Что ж, en desespoir de cause[54], я послала рукопись г-ну Джерри Брауну, издателю «Spiritual Scientist». Прелестное издание, и с недавних пор оно действительно заслуживает внимания, ибо редактор делает все, что в его силах, дабы его детище превратилось в по-настоящему солидное издание. Там вы найдете несколько прекрасных статей, и, даже если по тем или иным причинам он не сможет опубликовать мои статьи, я все равно намерена защищать его и найти ему столько подписчиков, сколько сумею. Четырех я ему уже нашла, и в их числе мой друг Джон Мортон, который баллотируется на пост губернатора Филадельфии.
Так что, дорогой мой генерал, не могли бы вы заскочить на Иксчейндж-стрит, 18, к вышеупомянутому Джерри Брауну, обменяться с ним рукопожатием и обязательно поинтересоваться у него, сможет он напечатать эту чертову статью или нет? Если нет, то я подробно опишу всю эту историю и пошлю в спиритуалистические газеты Лондона. И больше ни Колби, ни прочие трусы ничего от меня не получат! Сможете ли вы это для меня сделать, мой дорогой генерал? Вы меня очень этим обяжете, потому что меня уже просто тошнит от этой статьи, тошнит от борьбы, и мне бы поскорее от всего этого отделаться. (Пожалуйста, прочтите ее и сообщите мне, как она вам понравилась.)
Вы слышали, что за шутку сыграл Джон с полковником Олькоттом? Он написал ему длинное письмо, похоже, сам его отправил и поведал в этом послании какие-то удивительные секреты. Славный он малый, мой Джон. Ну что ж, вам еще предстоит удивиться, увидев его собственный портрет. Подождите немного, я думаю, что смогу выслать картину в конце недели, если верить моим расчетам.
Благослови вас Бог, и пусть никогда не уменьшится в размерах ваша тень, как говорят персы!
Искренне ваша
Е. П. Блаватская
P.S. Так значит, вы решили не порывать со своими Холмсами? Тогда позвольте вам сказать, что ваша сумка, печать и решающие проверки окажутся абсолютно бесполезными и оба супруга будут плутовать еще похлеще. Голову даю на отсечение, что г-жа Холмс уж наверняка будет. Вы просто попробуйте схватить за нос первое же материализовавшееся лицо — и увидите, что за ним скрывается.

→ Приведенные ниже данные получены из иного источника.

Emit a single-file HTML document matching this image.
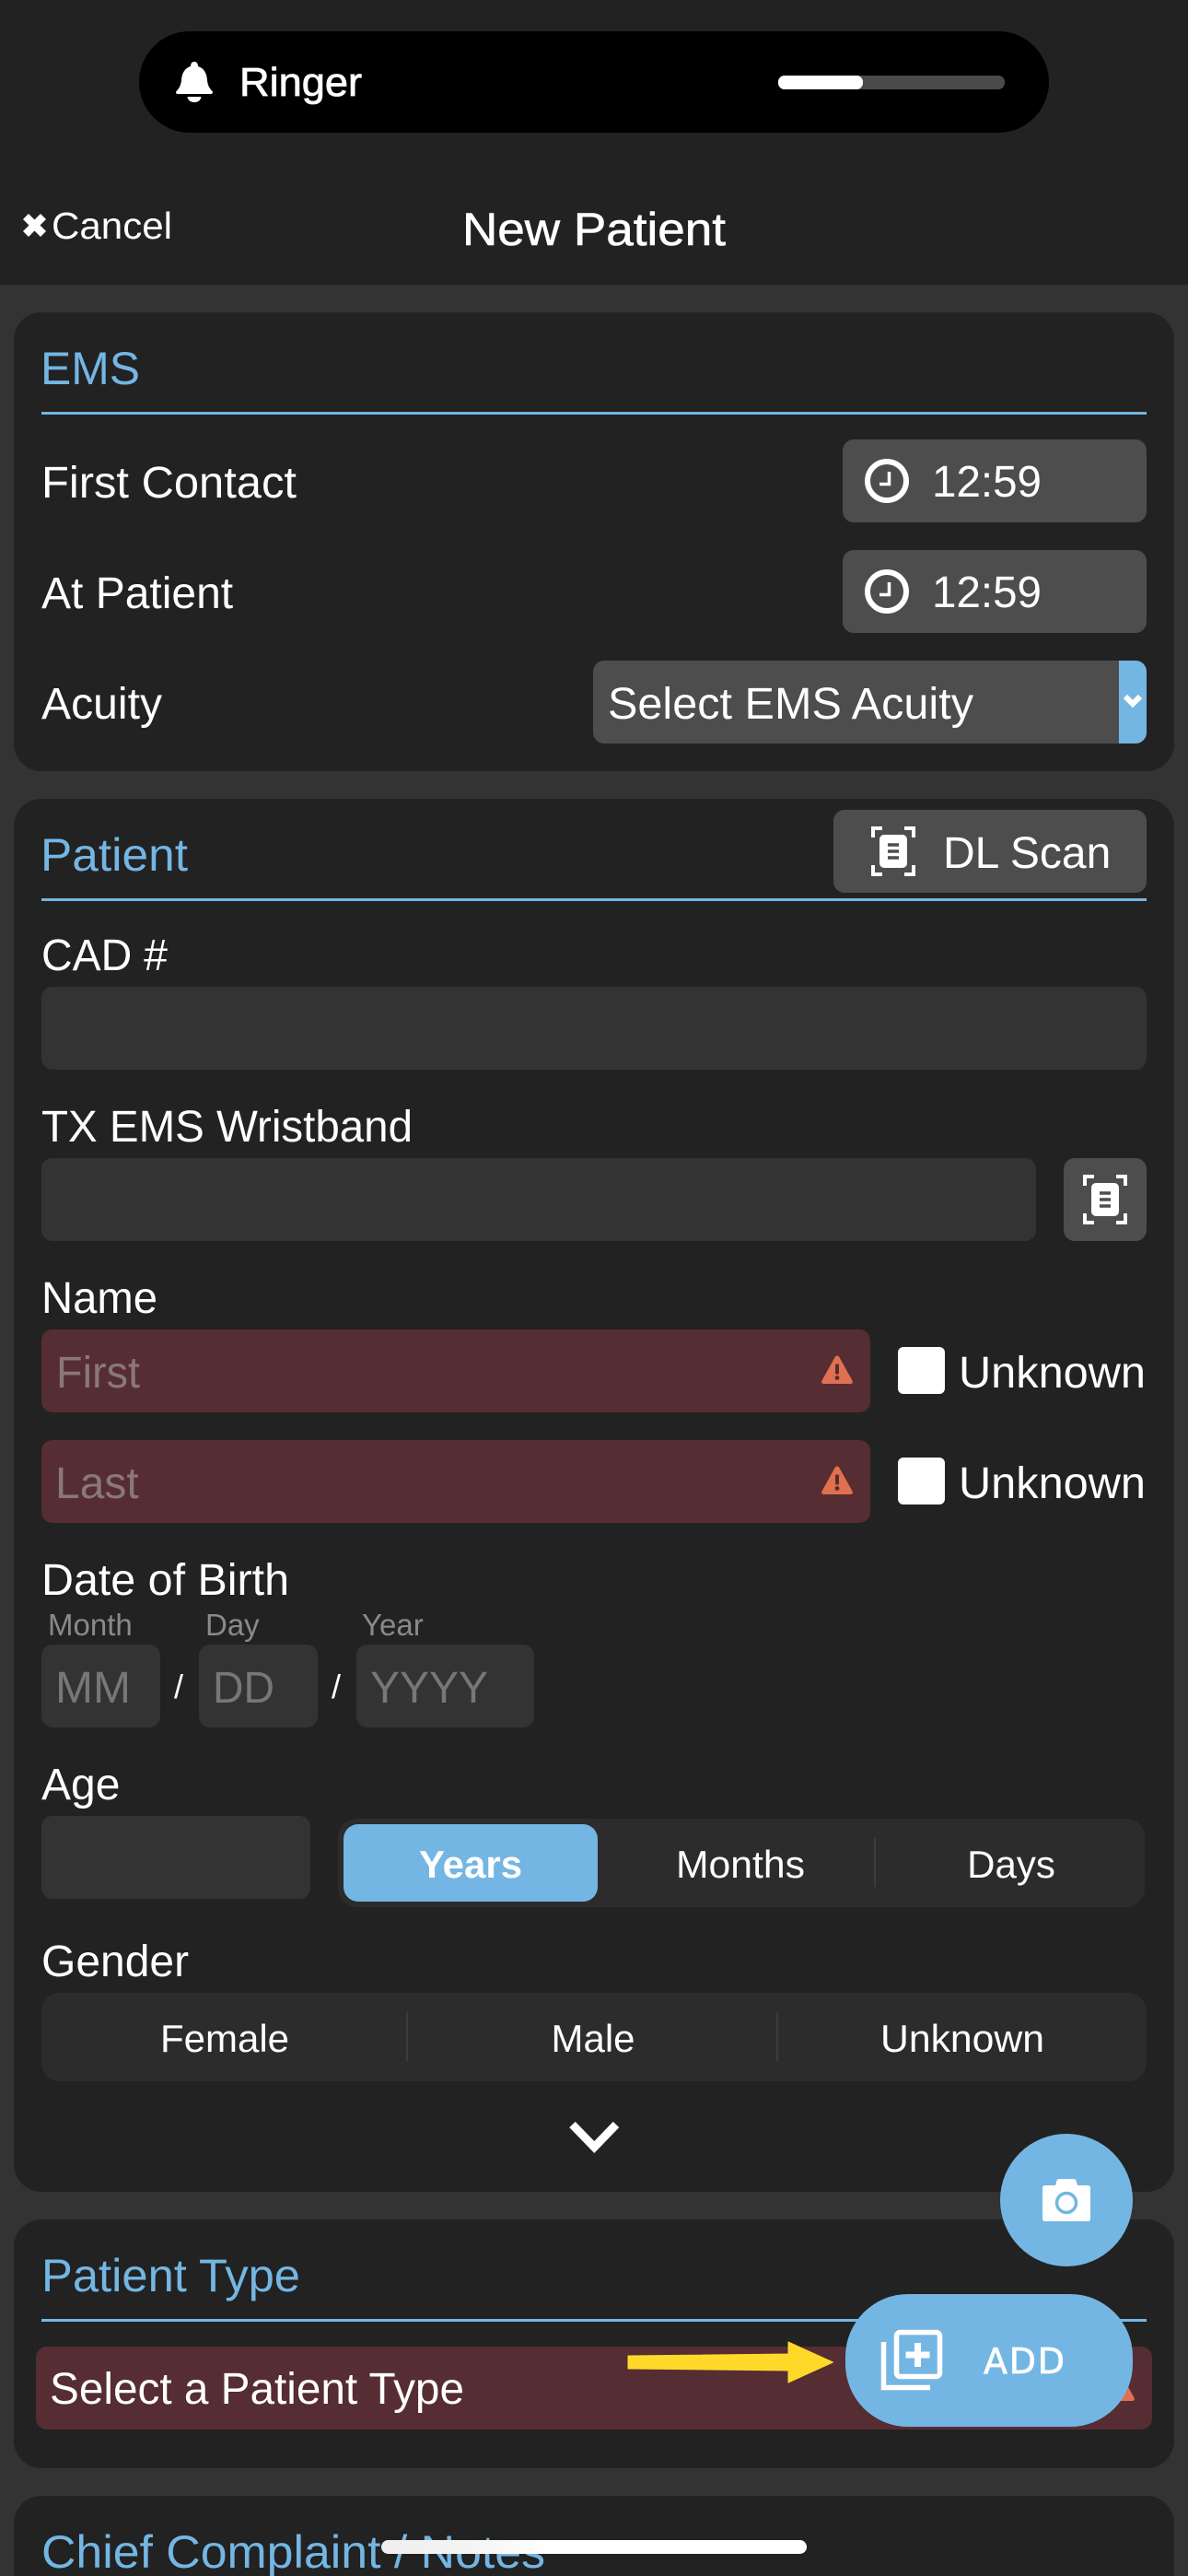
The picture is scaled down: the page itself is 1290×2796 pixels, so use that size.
<!DOCTYPE html>
<html lang="en">
<head>
<meta charset="utf-8">
<title>New Patient</title>
<style>
html,body{margin:0;padding:0;background:#333;width:1290px;height:2796px;overflow:hidden}
svg{display:block}
text{font-family:"Liberation Sans",Arial,sans-serif;fill:#fff;font-size:48px}
.h{fill:#74b6e3;font-size:50px}
.ph{fill:#8a7779}
.dp{fill:#777}
.sm{fill:#8a8a8a;font-size:33px}
.seg{font-size:42px}
</style>
</head>
<body>
<svg width="1290" height="2796" viewBox="0 0 1290 2796" xmlns="http://www.w3.org/2000/svg">
<defs>
<g id="scan">
<path d="M2 12V2H12M36 2H46V12M2 42V52H12M36 52H46V42" fill="none" stroke="#fff" stroke-width="4"/>
<rect x="9" y="9" width="30" height="36" rx="5" fill="#fff"/>
<path d="M18 20H30M18 27H30M18 34H30" stroke="#4d4d4d" stroke-width="3.500"/>
</g>
<g id="clock">
<circle cx="0" cy="0" r="21" fill="none" stroke="#fff" stroke-width="6"/>
<path d="M2.500-10V3.500H-8" fill="none" stroke="#fff" stroke-width="3.500"/>
</g>
<g id="warn">
<path d="M17 0.500C18 .5 18.800 1 19.500 2.200L33.500 27.500C34.500 29.400 33.500 31 31.500 31H2.500C.5 31-.5 29.400.5 27.500L14.500 2.200C15.200 1 16 .5 17 .5Z" fill="#e07050"/>
<rect x="15" y="9.500" width="4" height="11" rx="1" fill="#552d32"/>
<circle cx="17" cy="24.500" r="2.400" fill="#552d32"/>
</g>
</defs>

<rect width="1290" height="2796" fill="#333"/>
<rect width="1290" height="309" fill="#222"/>

<!-- Status pill -->
<rect x="151" y="34" width="988" height="110" rx="55" fill="#000"/>
<path d="M211 67C208.300 67 207 69 207 72C200.500 74 197.500 79.500 197 87C196.500 93 194 96.500 191.500 99C190.500 100.300 191.200 102 193 102H229C230.800 102 231.500 100.300 230.500 99C228 96.500 225.500 93 225 87C224.500 79.500 221.500 74 215 72C215 69 213.700 67 211 67Z" fill="#fff"/>
<path d="M203.500 105H218.500C218 109 215 111 211 111C207 111 204 109 203.500 105Z" fill="#fff"/>
<text x="260" y="104" style="font-size:44px;stroke:#fff;stroke-width:.8px" textLength="133" lengthAdjust="spacingAndGlyphs">Ringer</text>
<rect x="845" y="82" width="246" height="15" rx="7" fill="#4a4a4c"/>
<rect x="845" y="82" width="92" height="15" rx="7" fill="#fff"/>

<!-- Nav -->
<path d="M28 235L47 254M47 235L28 254" stroke="#fff" stroke-width="8.500" fill="none"/>
<text x="56" y="259" style="font-size:41px" textLength="131" lengthAdjust="spacingAndGlyphs">Cancel</text>
<text x="502" y="266" style="font-size:50px;stroke:#fff;stroke-width:.6px" textLength="286" lengthAdjust="spacingAndGlyphs">New Patient</text>

<!-- Card: EMS -->
<rect x="15" y="339" width="1260" height="498" rx="30" fill="#222"/>
<text class="h" x="44" y="417" textLength="108" lengthAdjust="spacingAndGlyphs">EMS</text>
<rect x="45" y="447" width="1200" height="3" fill="#74b6e3"/>
<text x="45" y="540" textLength="277" lengthAdjust="spacingAndGlyphs">First Contact</text>
<rect x="915" y="477" width="330" height="90" rx="12" fill="#4d4d4d"/>
<use href="#clock" x="963" y="522"/>
<text x="1012" y="539" textLength="119" lengthAdjust="spacingAndGlyphs">12:59</text>
<text x="45" y="660">At Patient</text>
<rect x="915" y="597" width="330" height="90" rx="12" fill="#4d4d4d"/>
<use href="#clock" x="963" y="642"/>
<text x="1012" y="659" textLength="119" lengthAdjust="spacingAndGlyphs">12:59</text>
<text x="45" y="780" textLength="131" lengthAdjust="spacingAndGlyphs">Acuity</text>
<rect x="644" y="717" width="601" height="90" rx="12" fill="#4d4d4d"/>
<path d="M1215 717H1233A12 12 0 0 1 1245 729V795A12 12 0 0 1 1233 807H1215Z" fill="#74b6e3"/>
<path d="M1222 756L1230 764L1238 756" fill="none" stroke="#fff" stroke-width="6"/>
<text x="660" y="780" textLength="397" lengthAdjust="spacingAndGlyphs">Select EMS Acuity</text>

<!-- Card: Patient -->
<rect x="15" y="867" width="1260" height="1512" rx="30" fill="#222"/>
<text class="h" x="44" y="945" textLength="160" lengthAdjust="spacingAndGlyphs">Patient</text>
<rect x="45" y="975" width="1200" height="3" fill="#74b6e3"/>
<rect x="905" y="879" width="340" height="90" rx="12" fill="#4d4d4d"/>
<use href="#scan" x="946" y="897"/>
<text x="1024" y="942">DL Scan</text>

<text x="45" y="1053" textLength="137" lengthAdjust="spacingAndGlyphs">CAD #</text>
<rect x="45" y="1071" width="1200" height="90" rx="12" fill="#333"/>
<text x="45" y="1239" textLength="403" lengthAdjust="spacingAndGlyphs">TX EMS Wristband</text>
<rect x="45" y="1257" width="1080" height="90" rx="12" fill="#333"/>
<rect x="1155" y="1257" width="90" height="90" rx="12" fill="#4d4d4d"/>
<use href="#scan" x="1176" y="1275"/>

<text x="45" y="1425" textLength="126" lengthAdjust="spacingAndGlyphs">Name</text>
<rect x="45" y="1443" width="900" height="90" rx="12" fill="#552d32"/>
<text class="ph" x="61" y="1506" textLength="91" lengthAdjust="spacingAndGlyphs">First</text>
<use href="#warn" x="892" y="1471"/>
<rect x="975" y="1462" width="51" height="51" rx="6" fill="#fff"/>
<text x="1041" y="1506" textLength="203" lengthAdjust="spacingAndGlyphs">Unknown</text>
<rect x="45" y="1563" width="900" height="90" rx="12" fill="#552d32"/>
<text class="ph" x="60" y="1626">Last</text>
<use href="#warn" x="892" y="1591"/>
<rect x="975" y="1582" width="51" height="51" rx="6" fill="#fff"/>
<text x="1041" y="1626" textLength="203" lengthAdjust="spacingAndGlyphs">Unknown</text>

<text x="45" y="1731" textLength="269" lengthAdjust="spacingAndGlyphs">Date of Birth</text>
<text class="sm" x="52" y="1775">Month</text>
<text class="sm" x="223" y="1775">Day</text>
<text class="sm" x="393" y="1775">Year</text>
<rect x="45" y="1785" width="129" height="90" rx="12" fill="#333"/>
<text class="dp" x="60" y="1848" textLength="82" lengthAdjust="spacingAndGlyphs">MM</text>
<text x="189" y="1843" style="font-size:36px">/</text>
<rect x="216" y="1785" width="129" height="90" rx="12" fill="#333"/>
<text class="dp" x="231" y="1848" textLength="67" lengthAdjust="spacingAndGlyphs">DD</text>
<text x="360" y="1843" style="font-size:36px">/</text>
<rect x="387" y="1785" width="193" height="90" rx="12" fill="#333"/>
<text class="dp" x="402" y="1848">YYYY</text>

<text x="45" y="1953">Age</text>
<rect x="45" y="1971" width="292" height="90" rx="12" fill="#333"/>
<rect x="367" y="1974" width="876" height="96" rx="20" fill="#2c2c2c"/>
<rect x="373" y="1980" width="276" height="84" rx="16" fill="#74b6e3"/>
<text class="seg" x="511" y="2038" text-anchor="middle" style="font-weight:700">Years</text>
<text class="seg" x="804" y="2038" text-anchor="middle" textLength="140" lengthAdjust="spacingAndGlyphs">Months</text>
<rect x="949" y="1995" width="2" height="53" fill="#3c3c3c"/>
<text class="seg" x="1098" y="2038" text-anchor="middle">Days</text>

<text x="45" y="2145">Gender</text>
<rect x="45" y="2163" width="1200" height="96" rx="20" fill="#2c2c2c"/>
<text class="seg" x="244" y="2227" text-anchor="middle">Female</text>
<rect x="441" y="2184" width="2" height="53" fill="#3c3c3c"/>
<text class="seg" x="644" y="2227" text-anchor="middle">Male</text>
<rect x="843" y="2184" width="2" height="53" fill="#3c3c3c"/>
<text class="seg" x="1045" y="2227" text-anchor="middle" textLength="178" lengthAdjust="spacingAndGlyphs">Unknown</text>
<path d="M621.500 2306L645.300 2330.500L669 2306" fill="none" stroke="#fff" stroke-width="9"/>

<!-- Card: Patient Type -->
<rect x="15" y="2409" width="1260" height="270" rx="30" fill="#222"/>
<text class="h" x="45" y="2487" textLength="281" lengthAdjust="spacingAndGlyphs">Patient Type</text>
<rect x="45" y="2517" width="1200" height="3" fill="#74b6e3"/>
<rect x="39" y="2547" width="1212" height="90" rx="12" fill="#552d32"/>
<text x="54" y="2609" textLength="450" lengthAdjust="spacingAndGlyphs">Select a Patient Type</text>
<use href="#warn" x="1198" y="2575"/>

<!-- Card: Chief Complaint -->
<rect x="15" y="2709" width="1260" height="200" rx="30" fill="#222"/>
<text class="h" x="45" y="2787" textLength="547" lengthAdjust="spacingAndGlyphs">Chief Complaint / Notes</text>

<!-- Camera FAB -->
<circle cx="1158" cy="2388" r="72" fill="#74b6e3"/>
<path d="M1132 2375Q1132 2372 1135 2372H1146L1147.500 2367Q1148 2365 1150 2365H1166Q1168 2365 1168.500 2367L1170 2372H1181Q1184 2372 1184 2375V2408Q1184 2411 1181 2411H1135Q1132 2411 1132 2408Z" fill="#fff"/>
<circle cx="1158" cy="2391" r="10.500" fill="#fff" stroke="#74b6e3" stroke-width="3.500"/>

<!-- Add FAB -->
<rect x="918" y="2490" width="312" height="144" rx="68" fill="#74b6e3"/>
<path d="M959.500 2542V2591.500H1010" fill="none" stroke="#fff" stroke-width="5.500"/>
<rect x="973.500" y="2531.500" width="47" height="48" rx="4" fill="none" stroke="#fff" stroke-width="5.500"/>
<path d="M996.500 2543V2569M983.500 2556H1009.500" stroke="#fff" stroke-width="7"/>
<text x="1068" y="2576" style="font-family:'DejaVu Sans','Liberation Sans',sans-serif;font-size:38px;stroke:#fff;stroke-width:.7px" textLength="88" lengthAdjust="spacing">ADD</text>

<!-- Yellow arrow -->
<path d="M682 2557L856 2555V2542L904.500 2564L856 2586V2573L682 2571Z" fill="#ffd92a" stroke="#ffd92a" stroke-width="1" stroke-linejoin="round"/>

<!-- Home indicator -->
<defs><linearGradient id="hg" x1="0" x2="1" y1="0" y2="0"><stop offset="0" stop-color="#eee"/><stop offset=".2" stop-color="#f4f4f4"/><stop offset=".4" stop-color="#fff"/></linearGradient></defs>
<rect x="414" y="2757" width="462" height="15" rx="7.500" fill="url(#hg)"/>
</svg>
</body>
</html>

Все это бесполезно, генерал. Они действительно мошенники, и вы лишь навредите делу.
Письмо 5[55]
[3 апреля 1875 г.]
Картина готова и отправлена вам через «Adams Express Со». Вначале она была чистая, как свежевыпавший снег. Б. носил ее к себе в контору, чтобы показать кое каким художникам, и картина прошла через столько грязных рук, что частично утратила свою девственную чистоту.
Джон просит вас обратить внимание на фигуру летящего духа в верхней части полотна — «мать и дитя». Говорит, вы ее сможете узнать. Я, например, не могу. Джонни хочет, чтобы вы постарались понять все символы и масонские знаки. Он просит также, чтобы вы никогда не расставались с этой картиной и следили за тем, чтобы к ней прикасалось поменьше народу, а еще лучше, чтобы к ней вообще не подходили слишком близко.
Позже я вам объясню, почему я переехала на новое место. Вот новый мой адрес: Сэнсом-стрит, 3420, Западная Филадельфия.
Искренне ваша
Е. П. Блаватская
Письмо 6
[Март 1875г.][56]
Мой дорогой генерал!
Рада, что вам понравился портрет Джонни, но только не надо называть его турком, ведь он милый, благородный эльф, и притом очень вас любит. Кто же виноват в том, что вы до сих пор не видели его истинного облика и думали, будто он смахивает на ту полуматериализованную физиономию старого еврея, которую вам обычно демонстрировали на сеансах у Холмсов? Только в Лондоне Джон предстает таким, каков он на самом деле, но и тогда его милое лицо не свободно от некоторого мимолетного сходства с соответствующими медиумами, потому что нелегко полностью изменить те частицы, которые притягиваются из различных жизненных сил. Как же вы не смогли узнать вашу Кэти Кинг, которую вы видели в прошлом мае? Джон говорит, что она сейчас именно такая и что несколько человек узнали ее сразу же, едва взглянув на картину. Я не знала об этом, так как Джон рассказал мне это не сразу. Эванс, г-н и г-жа Эмер, Мортон и другие тут же стали восклицать: «Это Кэти Кинг!» Я ее не видела и поэтому не знаю.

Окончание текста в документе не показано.